Airflow analysis is an effective technique for guiding the design of new communities in China. Scheme (top) on the left is a design prepared by a Chinese architectural firm. Airflow analysis performed by MIT researchers showed that scheme (bottom) at right could provide the same living space while also blocking winter winds from the north, increasing passive solar heating in winter and enhancing c...
Caption:
Airflow analysis is an effective technique for guiding the design of new communities in China. Scheme (top) on the left is a design prepared by a Chinese architectural firm. Airflow analysis performed by MIT researchers showed that scheme (bottom) at right could provide the same living space while also blocking winter winds from the north, increasing passive solar heating in winter and enhancing cross ventilation from southerly winds in summer.

This article was adapted for MIT Tech Talk from one originally published in the April-June 2002 issue of e-lab, a research bulletin of MIT's Laboratory for Energy and the Environment. The original article is online.

Inspired by a booming economy and new spending power, the people of China want the advantages that their Western counterparts have: more living space, more comfort and more amenities. Studies by MIT researchers working with colleagues from Chinese universities and development companies suggest that those dreams can be fulfilled without necessarily adopting the energy-intensive practices of the West.

China's rapid economic growth means that its energy consumption is also rising sharply. By 2020, energy consumed for residential and commercial bulidings could rise to fully a third of the energy use by the nation of 1.3 billion people. Sustainable, energy-efficient building design has thus become very important. Researchers in MIT's Building Technology Program and their Chinese collaborators have shown that applying some of China's traditional approaches and other simple techniques to modern building designs can yield substantial benefits.

For example, researchers demonstrated that a group of energy-efficient low-rise buildings could provide the same living conditions as energy-consuming high-rise structures.

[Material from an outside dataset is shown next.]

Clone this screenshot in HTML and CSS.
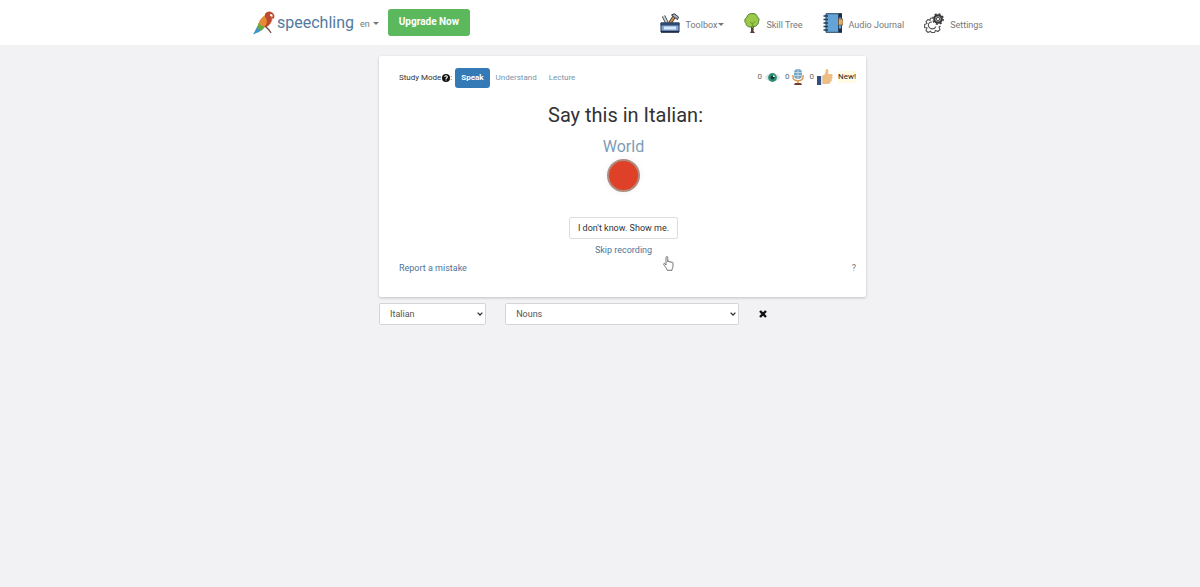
FILE: index.html
```
<!DOCTYPE html>
<html lang="en">
<head>
<meta charset="utf-8">
<meta name="viewport" content="width=device-width, initial-scale=1">
<title>Speechling</title>
<link rel="stylesheet" href="styles.css">
</head>
<body>
<header class="navbar">
  <nav class="navbar-inner">
    <a class="brand" href="#">
      <svg class="brand-logo" viewBox="0 0 22 24" aria-hidden="true">
        <path d="M7 13 4 16 0 23.500 6 21 11 17Z" fill="#3d94cd"/>
        <path d="M5.500 12 4 17 8 20 13 15Z" fill="#64a844"/>
        <path d="M14 3C10 5 6 9 5.500 13l6 3c5-1 8-5 8-9z" fill="#e58a35"/>
        <path d="M12 3c1-2 4-3 6-2 3 1 4 4 3 6l-1 1-1.500-2c.5 4-1.500 8-5 10l-1-1c2-4 2-6-.5-9z" fill="#bd4930"/>
        <path d="M17 3l2.500.5V6L17 5z" fill="#fff0d8"/>
        <path d="M12 15l4 4 2 3" fill="none" stroke="#70463b" stroke-width="1.300"/>
      </svg>
      <span>speechling</span>
    </a>
    <button class="menu-button lang" type="button">en <i class="caret"></i></button>
    <button class="upgrade" type="button">Upgrade Now</button>
    <ul class="nav-links">
      <li><button class="menu-button nav-item" type="button">
        <svg class="nav-icon" viewBox="0 0 20 20" aria-hidden="true">
          <path d="M7 10 3.500 3M10 10l4-6" fill="none" stroke="#333b45" stroke-width="3.600"/>
          <path d="M7 10 3.500 3" stroke="#c9d1d5" stroke-width="2"/>
          <path d="M10 10l4-6" stroke="#dc8a3d" stroke-width="2"/>
          <path d="M11.500 2l3-1.200 4 3.200-1 2.500-3-2z" fill="#a7b0b5" stroke="#303843"/>
          <path d="M1 10h18v9H1z" fill="#7fa8dc" stroke="#24334d"/>
          <path d="M.5 9.500h19v3H.5z" fill="#31496d"/>
          <path d="M4 13.500h12v3H4z" fill="#d8e9fb"/>
          <path d="M1 18.700h18" stroke="#202c43" stroke-width="2"/>
        </svg>
        <span>Toolbox</span><i class="caret"></i></button></li>
      <li><a class="nav-item" href="#">
        <svg class="nav-icon tree" viewBox="0 0 16 20" aria-hidden="true">
          <path d="M7 11h3l-.5 7 1.500 2H6l1-2z" fill="#5b4032"/>
          <path d="M8 .7c3-.7 5 1 5 3 2 1 2.500 3 1.500 5 0 3-3 5.500-5.500 4.500C6 15 2 13.500 2 10.500 0 8.500.8 5 3 4.200 3 2 5.500.3 8 .7z" fill="#9bc94a" stroke="#53782b"/>
          <path d="M8.500 10v5M6 9l2.500 2L11 8" fill="none" stroke="#6f9a2c"/>
        </svg>
        <span>Skill Tree</span></a></li>
      <li><a class="nav-item" href="#">
        <svg class="nav-icon" viewBox="0 0 20 20" aria-hidden="true">
          <path d="M3 .7h15.500v18.600H3z" fill="#64a3d6" stroke="#294765"/>
          <path d="M15.500 1v18" stroke="#294765"/>
          <path d="M16 .5h3v4h-3zM16 15.500h3v4h-3z" fill="#222e3c"/>
          <path d="M15.500 6H20v6h-4.500z" fill="#e1ad66" stroke="#735238" stroke-width=".7"/>
          <path d="M.5 3H5M.5 6.500H5M.5 10H5M.5 13.500H5M.5 17H5" stroke="#263a52" stroke-width="1.400"/>
        </svg>
        <span>Audio Journal</span></a></li>
      <li><a class="nav-item" href="#">
        <svg class="nav-icon" viewBox="0 0 20 20" aria-hidden="true">
          <g fill="none" stroke="#555" stroke-width="1.100">
            <path d="M8.500 5 6.500 5.200 6 7.500 4 6.500 2 8.500l1 2-2.400 1v3l2.400.5-1 2.500 2 2 2.500-1.200 1 1.200h3l1-2 2.500 1 2-2-1-2.500 1.500-1"/>
            <path d="M8 9C5 9 4 11 4.500 13c.7 3.500 6 4 7.500.5"/>
          </g>
          <circle cx="14" cy="6" r="3.800" fill="#aaa" stroke="#383838" stroke-width="2"/>
          <circle cx="14" cy="6" r="5.200" fill="none" stroke="#383838" stroke-width="1.400" stroke-dasharray="2 2.080"/>
          <circle cx="14" cy="6" r="1.600" fill="#fff" stroke="#555"/>
        </svg>
        <span>Settings</span></a></li>
    </ul>
  </nav>
</header>

<main class="page">
  <div class="study">
    <section class="card">
      <div class="card-top">
        <div class="modes">
          <span class="modes-label">Study Mode<svg class="help-icon" viewBox="0 0 8 8" aria-hidden="true"><circle cx="4" cy="4" r="4" fill="#111"/><path d="M2.700 3.100C2.700 1.400 5.300 1.400 5.300 3 5.300 4 4 3.900 4 5M4 5.600v1" fill="none" stroke="#fff" stroke-width="1.100"/></svg>:</span>
          <button class="mode active" type="button">Speak</button>
          <button class="mode" type="button">Understand</button>
          <button class="mode" type="button">Lecture</button>
        </div>
        <div class="stats">
          <span class="stat">0
            <svg class="eye" viewBox="0 0 16 12" role="img" aria-label="Listened"><path d="M0 6C1 0 15 0 16 6 15 12 1 12 0 6z" fill="#dfe7e6"/><circle cx="8" cy="6" r="4.800" fill="#2f8c76"/><circle cx="8" cy="6" r="2.200" fill="#123f3b"/><circle cx="9.500" cy="4.500" r="1" fill="#fff"/></svg></span>
          <span class="stat">0
            <svg class="mic" viewBox="0 0 12 16" role="img" aria-label="Recorded"><path d="M1 6v2c0 5 10 5 10 0V6M6 12v3" fill="none" stroke="#d99a4e" stroke-width="1.400"/><rect x="2" y="0" width="8" height="10" rx="4" fill="#73a6c8"/><path d="M6 0v10M2 3.500h8M2 6.500h8" stroke="#d2e1e9" stroke-width=".8"/><path d="M3 14h6l1 2H2z" fill="#703d2f"/></svg></span>
          <span class="stat">0
            <svg class="thumb" viewBox="0 0 16 16" role="img" aria-label="Approved"><path d="M5 7 8 5l1-5c2.500 0 3 2 2 5h3c2 0 2 2 1 2.500 1 1 .5 2.500-.5 2.500 1 1 0 2.500-1 2.500 0 1.500-1 2.500-2 2.500L5 15z" fill="#efbd82"/><path d="M0 7h4v9H0z" fill="#315080"/><path d="M4 7h1.500v8.500H4z" fill="#dce6ee"/></svg></span>
          <mark class="new">New!</mark>
        </div>
      </div>
      <h1 class="prompt">Say this in Italian:</h1>
      <p class="word">World</p>
      <button class="record" type="button" aria-label="Record"></button>
      <button class="show" type="button">I don't know. Show me.</button>
      <a class="skip" href="#">Skip recording</a>
      <div class="card-bottom">
        <a href="#">Report a mistake</a>
        <button class="question" type="button">?</button>
      </div>
      <svg class="pointer" viewBox="0 0 11 15" aria-hidden="true"><path d="M3 9V1.500c0-1.300 1.800-1.300 1.800 0V6c0-1 1.700-1 1.700.2 0-.9 1.700-.8 1.700.4 0-.9 1.800-.7 1.800.5V10c0 2-1 2.500-1 4.300H4.200C4 12 1.500 10.500.7 8.300c-.3-1 .9-1.300 1.400-.5z" fill="#fff" stroke="#555" stroke-width=".8"/></svg>
    </section>
    <form class="filters">
      <div class="field language">
        <select class="select" aria-label="Language"><option>Italian</option></select>
        <svg class="chevron" viewBox="0 0 6 4" aria-hidden="true"><path d="M.6.6 3 3 5.400.6" fill="none" stroke="#333" stroke-width="1.300"/></svg>
      </div>
      <div class="field category">
        <select class="select" aria-label="Category"><option>Nouns</option></select>
        <svg class="chevron" viewBox="0 0 6 4" aria-hidden="true"><path d="M.6.6 3 3 5.400.6" fill="none" stroke="#333" stroke-width="1.300"/></svg>
      </div>
      <button class="clear" type="button" aria-label="Clear"><svg class="clear-icon" viewBox="0 0 8 8" aria-hidden="true"><path d="M1 1l6 6M7 1 1 7" stroke="#111" stroke-width="2.400"/></svg></button>
    </form>
  </div>
</main>
</body>
</html>
```
FILE: styles.css
```
* { box-sizing: border-box; }

body {
  margin: 0;
  background: #f2f2f5;
  color: #333;
  font: 9px/12px Roboto, "Liberation Sans", sans-serif;
}

button { padding: 0; border: 0; background: none; font: inherit; color: inherit; }
a { color: #4f7599; text-decoration: none; }
svg { display: block; flex: none; }

.navbar { padding: 0 16px 0 52px; background: #fff; }
.navbar-inner {
  display: flex;
  align-items: center;
  max-width: 730px;
  min-height: 45px;
  margin: 0 auto;
}
.brand { display: flex; align-items: center; gap: 2px; font-size: 16px; line-height: 24px; color: #53799d; }
.brand-logo { width: 22px; height: 24px; }
.menu-button { display: flex; align-items: center; gap: 3px; color: #777; }
.lang { margin-left: 6px; padding-top: 2px; }
.caret { border: 3px solid transparent; border-top-color: currentColor; border-bottom: 0; }
.upgrade {
  margin-left: 9px;
  padding: 7px 11px 8px;
  border-radius: 3px;
  background: #5cb85c;
  color: #fff;
  font-size: 10px;
  font-weight: 700;
}
.nav-links { display: flex; gap: 20px; margin: 0 0 0 auto; padding: 0; list-style: none; }
.nav-item { display: flex; align-items: center; gap: 6px; color: #777; }
.nav-item span { padding-top: 4px; }
.nav-item .caret { margin: 4px 0 0 -5px; }
.nav-icon { width: 20px; height: 20px; }
.tree { width: 16px; }

.page { padding: 11px 0 20px 45px; }
.study { max-width: 487px; margin: 0 auto; }
.card {
  position: relative;
  display: flex;
  flex-direction: column;
  align-items: center;
  padding: 12px 10px 23px 12px;
  border-radius: 2px;
  background: #fff;
  box-shadow: 0 1px 3px #0003;
}
.card-top, .card-bottom { display: flex; justify-content: space-between; align-self: stretch; padding-left: 8px; }
.modes, .stats, .stat { display: flex; align-items: center; }
.modes-label { display: flex; align-items: center; margin-right: 3px; font-size: 8px; }
.help-icon { width: 8px; height: 8px; margin-left: 1px; }
.mode { padding: 4px 6px; border-radius: 3px; color: #7594ad; font-size: 8px; }
.mode.active { background: #337ab7; color: #fff; font-weight: 700; }
.stats { gap: 5px; padding-bottom: 2px; font-size: 8px; color: #666; }
.stat { gap: 3px; }
.eye { width: 15px; height: 11px; }
.mic { width: 12px; height: 16px; }
.thumb { width: 16px; height: 16px; }
.new { background: #fffbe3; color: #222; }
.prompt { margin: 15px 0 0; padding-left: 4px; font-size: 20px; font-weight: 400; line-height: 24px; }
.word { margin: 10px 0 0; color: #7c9cb6; font-size: 16px; line-height: 20px; }
.record {
  width: 33px;
  height: 33px;
  margin-top: 2px;
  border: 2px solid #b08c80;
  border-radius: 50%;
  background: #df4128;
  box-shadow: 0 0 6px #0001;
}
.show { margin-top: 25px; padding: 4px 8px; border: 1px solid #ddd; border-radius: 2px; }
.skip { margin-top: 5px; }
.card-bottom { margin-top: 6px; }
.question { color: #777; }
.pointer { position: absolute; top: 200px; left: 284px; width: 11px; height: 15px; }

.filters { display: flex; align-items: center; margin-top: 6px; }
.field { display: grid; align-items: center; }
.field > * { grid-area: 1 / 1; }
.select {
  appearance: none;
  width: 100%;
  height: 22px;
  padding: 0 16px 0 10px;
  border: 1px solid #d5d5d9;
  border-radius: 2px;
  background: #fff;
  color: #555;
  font: inherit;
}
.chevron { width: 6px; height: 4px; margin-right: 3px; justify-self: end; pointer-events: none; }
.language { width: 22%; margin-right: 19px; }
.category { width: 48%; margin-right: 20px; }
.clear-icon { width: 8px; height: 8px; }
```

The low-rise buildings were designed and oriented to catch the sun's heat in winter and the prevailing breezes in summer. They also provide occupants a closer connection with outside communal green spaces.

An analysis of air conditioning needs in China showed that Beijing residents could be comfortable most of the time if they simply opened their windows at night and closed them during the day. When outdoor temperatures rise, cooled concrete floors would keep indoor temperatures down.

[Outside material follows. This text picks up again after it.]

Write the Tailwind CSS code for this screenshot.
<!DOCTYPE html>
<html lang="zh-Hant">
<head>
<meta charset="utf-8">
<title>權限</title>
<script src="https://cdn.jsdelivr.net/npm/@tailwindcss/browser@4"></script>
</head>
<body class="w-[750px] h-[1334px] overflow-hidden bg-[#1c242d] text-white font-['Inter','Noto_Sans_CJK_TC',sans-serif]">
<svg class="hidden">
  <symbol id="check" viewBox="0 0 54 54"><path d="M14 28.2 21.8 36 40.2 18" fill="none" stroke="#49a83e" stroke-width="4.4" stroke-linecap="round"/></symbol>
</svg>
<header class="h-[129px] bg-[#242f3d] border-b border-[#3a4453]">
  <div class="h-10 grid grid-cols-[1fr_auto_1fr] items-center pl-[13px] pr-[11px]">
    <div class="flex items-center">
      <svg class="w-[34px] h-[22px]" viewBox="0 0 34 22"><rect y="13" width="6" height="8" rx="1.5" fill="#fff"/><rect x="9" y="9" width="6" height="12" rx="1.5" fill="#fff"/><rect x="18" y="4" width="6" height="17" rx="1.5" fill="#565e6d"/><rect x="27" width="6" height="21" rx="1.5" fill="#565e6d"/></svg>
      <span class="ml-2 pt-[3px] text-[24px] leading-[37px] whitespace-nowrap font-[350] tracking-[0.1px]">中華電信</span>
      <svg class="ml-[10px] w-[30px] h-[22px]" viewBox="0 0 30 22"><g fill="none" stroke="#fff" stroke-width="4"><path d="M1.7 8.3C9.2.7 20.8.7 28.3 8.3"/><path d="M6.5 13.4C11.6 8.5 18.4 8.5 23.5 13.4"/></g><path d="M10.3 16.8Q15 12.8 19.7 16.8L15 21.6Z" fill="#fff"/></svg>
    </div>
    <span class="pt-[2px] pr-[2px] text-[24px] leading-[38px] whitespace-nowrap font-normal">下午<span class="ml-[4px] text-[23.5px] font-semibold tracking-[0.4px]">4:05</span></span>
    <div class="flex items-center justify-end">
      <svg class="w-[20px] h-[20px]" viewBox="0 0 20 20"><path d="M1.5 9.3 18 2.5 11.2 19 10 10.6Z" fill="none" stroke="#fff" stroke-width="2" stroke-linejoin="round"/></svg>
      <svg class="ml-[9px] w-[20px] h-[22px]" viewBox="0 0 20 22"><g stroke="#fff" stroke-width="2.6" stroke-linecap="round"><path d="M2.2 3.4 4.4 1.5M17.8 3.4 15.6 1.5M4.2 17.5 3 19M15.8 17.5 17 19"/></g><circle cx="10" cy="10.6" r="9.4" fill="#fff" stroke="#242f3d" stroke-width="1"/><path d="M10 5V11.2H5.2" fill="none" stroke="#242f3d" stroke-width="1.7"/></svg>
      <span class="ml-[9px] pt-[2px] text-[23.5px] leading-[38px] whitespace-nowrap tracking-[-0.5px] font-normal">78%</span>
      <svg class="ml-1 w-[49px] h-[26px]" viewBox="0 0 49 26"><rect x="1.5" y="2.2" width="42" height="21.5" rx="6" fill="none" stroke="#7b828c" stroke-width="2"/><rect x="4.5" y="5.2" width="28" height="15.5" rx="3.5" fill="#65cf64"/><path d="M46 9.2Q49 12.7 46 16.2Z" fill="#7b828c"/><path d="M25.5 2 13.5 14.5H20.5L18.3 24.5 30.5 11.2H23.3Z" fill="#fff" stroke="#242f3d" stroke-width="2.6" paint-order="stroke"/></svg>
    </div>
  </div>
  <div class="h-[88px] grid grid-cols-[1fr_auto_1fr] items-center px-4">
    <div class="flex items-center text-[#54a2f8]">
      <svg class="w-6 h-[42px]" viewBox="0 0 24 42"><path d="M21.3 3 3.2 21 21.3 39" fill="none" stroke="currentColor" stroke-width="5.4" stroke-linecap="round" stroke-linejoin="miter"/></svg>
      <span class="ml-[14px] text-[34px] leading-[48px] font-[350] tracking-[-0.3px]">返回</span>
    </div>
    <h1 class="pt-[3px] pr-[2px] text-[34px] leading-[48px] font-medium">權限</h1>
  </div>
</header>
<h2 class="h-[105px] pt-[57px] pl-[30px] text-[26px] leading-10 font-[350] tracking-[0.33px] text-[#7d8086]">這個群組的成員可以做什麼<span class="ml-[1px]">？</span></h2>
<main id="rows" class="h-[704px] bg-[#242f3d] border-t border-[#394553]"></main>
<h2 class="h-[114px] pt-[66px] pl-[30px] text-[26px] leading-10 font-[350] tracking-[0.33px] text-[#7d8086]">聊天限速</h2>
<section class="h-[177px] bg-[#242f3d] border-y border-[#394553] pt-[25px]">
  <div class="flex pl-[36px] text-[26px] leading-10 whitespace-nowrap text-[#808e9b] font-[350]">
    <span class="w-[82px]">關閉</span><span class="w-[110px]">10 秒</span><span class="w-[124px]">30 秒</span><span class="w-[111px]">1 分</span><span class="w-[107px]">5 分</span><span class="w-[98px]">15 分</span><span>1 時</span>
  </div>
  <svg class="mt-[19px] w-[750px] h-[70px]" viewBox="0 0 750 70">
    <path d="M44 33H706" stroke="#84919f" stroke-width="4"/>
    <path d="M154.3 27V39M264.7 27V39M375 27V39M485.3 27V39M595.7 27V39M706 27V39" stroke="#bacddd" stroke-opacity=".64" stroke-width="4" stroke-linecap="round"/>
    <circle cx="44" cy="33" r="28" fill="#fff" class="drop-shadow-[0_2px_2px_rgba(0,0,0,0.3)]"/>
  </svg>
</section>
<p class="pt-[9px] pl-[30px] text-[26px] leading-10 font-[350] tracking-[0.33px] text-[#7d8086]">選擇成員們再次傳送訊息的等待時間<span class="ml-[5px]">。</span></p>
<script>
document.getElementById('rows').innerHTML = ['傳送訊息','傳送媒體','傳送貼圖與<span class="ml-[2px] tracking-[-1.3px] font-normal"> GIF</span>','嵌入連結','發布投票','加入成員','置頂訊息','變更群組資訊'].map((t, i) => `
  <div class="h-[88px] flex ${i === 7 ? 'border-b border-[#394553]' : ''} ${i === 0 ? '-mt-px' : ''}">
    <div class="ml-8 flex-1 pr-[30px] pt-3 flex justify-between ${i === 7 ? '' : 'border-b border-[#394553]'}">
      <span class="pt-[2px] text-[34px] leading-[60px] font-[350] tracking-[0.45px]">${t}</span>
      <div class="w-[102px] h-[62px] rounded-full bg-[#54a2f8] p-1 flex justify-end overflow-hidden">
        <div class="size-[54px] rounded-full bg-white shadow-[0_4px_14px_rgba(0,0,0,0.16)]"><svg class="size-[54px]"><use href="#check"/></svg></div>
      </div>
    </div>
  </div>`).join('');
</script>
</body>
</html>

In working with the Chinese, the MIT researchers have made a troubling observation: developers are abandoning traditional Chinese practices and relying in energy-intensive Western methods instead. In the past, Chinese people typically lived in low buildings with communal green spaces. Designs made effective use of natural ventilation and solar heating. In contrast, the buildings being put up today are generally Western-style high rises that isolate residents from one another and from outdoor spaces, and that depend on energy-consuming methods of heating and cooling.

Although Chinese leaders recognize the need for energy efficiency, various nontechnical issues impede progress. Energy-efficient equipment is expensive; many construction workers are new to the trade and lack the skills to do high-quality work; China's building codes are not enforced through inspection of finished projects; and most consumers still get free heating and thus have little incentive to save energy.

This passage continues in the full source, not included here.